> _PROMPT_:
Check the listing below line by line and report how many lines hold "index", with no other words.

> _DATASET EXTRACT_:
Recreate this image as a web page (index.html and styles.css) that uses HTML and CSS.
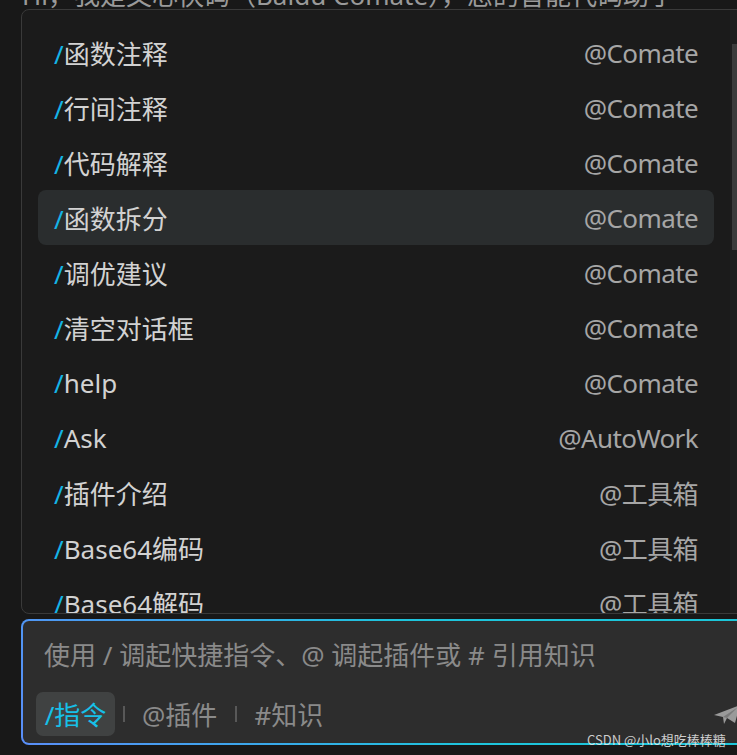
FILE: index.html
```html
<!DOCTYPE html>
<html lang="zh-CN">
<head>
<meta charset="utf-8">
<link rel="stylesheet" href="styles.css">
</head>
<body>
<div class="page">
  <div class="greeting"><span>Hi，我是文心快码（Baidu Comate），您的智能代码助手</span></div>
  <div class="panel">
    <ul class="list">
      <li class="row"><span class="cmd"><b>/</b>函数注释</span><span class="src">@Comate</span></li>
      <li class="row"><span class="cmd"><b>/</b>行间注释</span><span class="src">@Comate</span></li>
      <li class="row"><span class="cmd"><b>/</b>代码解释</span><span class="src">@Comate</span></li>
      <li class="row active"><span class="cmd"><b>/</b>函数拆分</span><span class="src">@Comate</span></li>
      <li class="row"><span class="cmd"><b>/</b>调优建议</span><span class="src">@Comate</span></li>
      <li class="row"><span class="cmd"><b>/</b>清空对话框</span><span class="src">@Comate</span></li>
      <li class="row"><span class="cmd"><b>/</b>help</span><span class="src">@Comate</span></li>
      <li class="row"><span class="cmd"><b>/</b>Ask</span><span class="src">@AutoWork</span></li>
      <li class="row"><span class="cmd"><b>/</b>插件介绍</span><span class="src">@工具箱</span></li>
      <li class="row"><span class="cmd"><b>/</b>Base64编码</span><span class="src">@工具箱</span></li>
      <li class="row"><span class="cmd"><b>/</b>Base64解码</span><span class="src">@工具箱</span></li>
    </ul>
    <div class="scrollbar"><div class="thumb"></div></div>
  </div>
  <div class="input">
    <div class="placeholder">使用 / 调起快捷指令、@ 调起插件或 # 引用知识</div>
    <div class="footer">
      <span class="chip">/指令</span>
      <span class="sep sep-first"></span>
      <span class="tool">@插件</span>
      <span class="sep"></span>
      <span class="tool">#知识</span>
      <svg class="send" width="28" height="24" viewBox="0 0 28 24">
        <path d="M1 13 L27 3 L22 21 L14 16 L11 22 L10 15 Z" fill="#9a9a9a"/>
        <path d="M10 15 L25 5 L14 16 Z" fill="#7a7a7a"/>
      </svg>
    </div>
  </div>
  <div class="watermark">CSDN @小lo想吃棒棒糖</div>
</div>
</body>
</html>
```

FILE: styles.css
```css
* { box-sizing: border-box; }
html, body {
  margin: 0;
  padding: 0;
  background: #181818;
}
body {
  width: 737px;
  height: 755px;
  overflow: hidden;
  font-family: "Noto Sans", "Noto Sans CJK SC", sans-serif;
}
.page {
  position: relative;
  width: 737px;
  height: 755px;
  overflow: hidden;
}
.greeting {
  height: 9px;
  overflow: hidden;
  display: flex;
  align-items: flex-end;
  padding-left: 22px;
  color: #9a9a9a;
  font-size: 26px;
  line-height: 26px;
  white-space: nowrap;
}
.greeting span {
  display: block;
  margin-bottom: 1px;
}
.panel {
  margin-left: 21px;
  width: 740px;
  height: 605px;
  border: 1px solid #3a3a3a;
  border-radius: 8px;
  background: #1b1b1b;
  display: flex;
  overflow: hidden;
}
.list {
  list-style: none;
  margin: 0;
  padding: 15px 16px 0;
  width: 708px;
  flex: none;
}
.row {
  height: 55px;
  border-radius: 8px;
  display: flex;
  align-items: center;
  justify-content: space-between;
  padding: 0 16px;
  font-size: 26px;
  white-space: nowrap;
}
.row.active {
  background: #2a2d2e;
}
.cmd {
  color: #d2d2d2;
}
.cmd b {
  font-weight: normal;
  color: #14b4e6;
}
.src {
  color: #a6a6a6;
  letter-spacing: -0.6px;
}
.scrollbar {
  flex: none;
  width: 14px;
  background: #1e1e1e;
  padding-left: 2px;
  padding-top: 34px;
}
.thumb {
  width: 12px;
  height: 206px;
  background: #3c3c3c;
}
.input {
  margin-top: 5px;
  margin-left: 21px;
  width: 739px;
  height: 126px;
  border: 2px solid transparent;
  border-radius: 8px;
  background: linear-gradient(#2d2d2d, #2d2d2d) padding-box,
              linear-gradient(60deg, #5a8ef8 0%, #3aa8ea 30%, #1ec4dc 55%, #1cc6d8 100%) border-box;
  display: flex;
  flex-direction: column;
}
.placeholder {
  padding: 16px 0 0 21px;
  font-size: 26px;
  line-height: 36px;
  color: #8a8a8a;
  white-space: nowrap;
}
.footer {
  margin-top: auto;
  padding: 0 17px 7px 13px;
  display: flex;
  align-items: center;
  font-size: 26px;
  white-space: nowrap;
}
.chip {
  height: 44px;
  width: 79px;
  display: flex;
  align-items: center;
  justify-content: center;
  border-radius: 7px;
  background: #404242;
  color: #16c0e8;
}
.sep {
  width: 2px;
  height: 16px;
  background: #585858;
  margin: 0 17px 0 18px;
}
.sep.sep-first {
  margin-left: 8px;
}
.tool {
  color: #8a8a8a;
}
.send {
  margin-left: auto;
  flex: none;
}
.watermark {
  position: absolute;
  left: 587px;
  top: 731px;
  font-family: "Noto Sans CJK SC", sans-serif;
  font-size: 13px;
  line-height: 18px;
  color: rgba(235, 235, 235, 0.85);
  white-space: nowrap;
}
```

> _WRITTEN RESPONSE_:
2